Охота на льва чрезвычайно опасна. Только что онъ замѣтитъ человѣка, который хочетъ на него нападать, онъ встаетъ, медленно и гордо проходитъ шаговъ тридцать, часто оглядываясь назадъ, и потомъ опять ложится.
Охотникъ можетъ приблизиться къ нему шаговъ на сорокъ; на этомъ разстояніи можно еще или нападать, или уйти, какъ угодно; но онъ рѣшается повертываетъ лошадь, соскакиваетъ на землю, и стрѣляетъ.
Ежели пуля попала прямо въ мозгъ, левъ падаетъ, лапы его вытягиваются и и дрожатъ; онъ издохъ.
Но если пуля попала въ тѣло, то и съ смертельной раной, съ прострѣленнымъ насквозь сердцемъ, случается что левъ еще такъ бѣшенъ и силенъ, что прежде своей смерти успѣваетъ разтерзать лошадь охотника.
Ежели левъ раненъ только слегка, то самая проворная лошадь не спасетъ охотника, потому что въ два, три прыжка левъ уже на спинѣ лошади, опрокидываетъ ее и раздираетъ.
Въ такомъ случаѣ впрочемъ есть еще спасеніе: левъ хлопочетъ за своей добычей и, обливаясь ея кровью, съ наслажденіемъ кусаетъ свѣжее мясо, и на это время совершенно закрываетъ глаза. Тутъ охотнику всегда достанетъ времени снова зарядить ружье и снова выстрѣлить, хоть въ самое ухо.
Кафры, которые живутъ возлѣ колоніи мыса Доброй Надежды, очень хорошо знаютъ эту особенность и на ней основываютъ свой способъ нападенія.
Одинъ изъ нихъ впереди всѣхъ приближается къ звѣрю съ большимъ, выпуклымъ, толстымъ и прочнымъ щитомъ изъ буйловой кожи, и кидаетъ въ непріятеля дротикомъ. Левъ кидается къ охотнику, но человѣкъ ничкомъ падаетъ на землю и крѣпко покрывается щитомъ. Тогда и когтями, и зубами звѣрь пытаетъ верхнюю часть щита, но скользитъ по немъ, какъ по желѣзу. Въ бѣшенствѣ онъ, закрывши глаза, удвоиваетъ свои усилія, по между тѣмъ, окруженный толпой вооруженныхъ людей, падаетъ, пораженный множествомъ дротиковъ.
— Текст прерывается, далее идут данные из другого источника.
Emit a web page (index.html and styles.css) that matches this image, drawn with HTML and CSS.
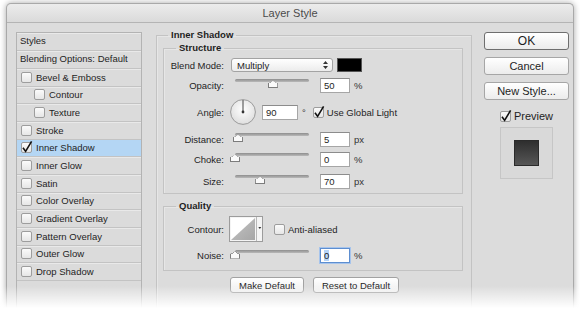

На мѣстѣ открытомъ, гдѣ есть небольшія неровности почвы, левъ пользуется ими для отступленія, но никогда не побѣжитъ, какъ будто всамомъ дѣлѣ это ему совѣстно и гордость не позволяетъ; онъ ходитъ и переходитъ, какъ будто занятъ чѣмъ нибудь другимъ, а между тѣмъ все таки удаляется; онъ пойдетъ такимъ образомъ даже очень далеко, ежели человѣкъ не станетъ предпринимать ничего особеннаго. Остановить его, когда онъ въ виду — очень легко: стоитъ только, идя къ нему, махать рукой и кричать. Левъ останавливается и слушаетъ; замолчать, — опять уходитъ; опять закричать, онъ опять остановится; а ежели съ этимъ вызовомъ выстрѣлить изъ ружья, — тотчасъ ложится.
Левъ принимаетъ тогда вызовъ какъ будто нехотя; но охотникъ можетъ еще, ежели хочетъ, опять прогнать звѣря, и средство на это очень легкое и странное: часто земля покрыта высокой травой, въ аршинъ, и больше: человѣку стоитъ только присѣсть, и левъ, въ испугѣ, что не видитъ больше своего непріятеля, непремѣнно убѣжитъ безъ оглядки.
Львица, которая бываетъ ростомъ обыкновенно меньше льва, кромѣ того не имѣетъ и гривы, которая такъ много украшаетъ важную и величественную голову льва.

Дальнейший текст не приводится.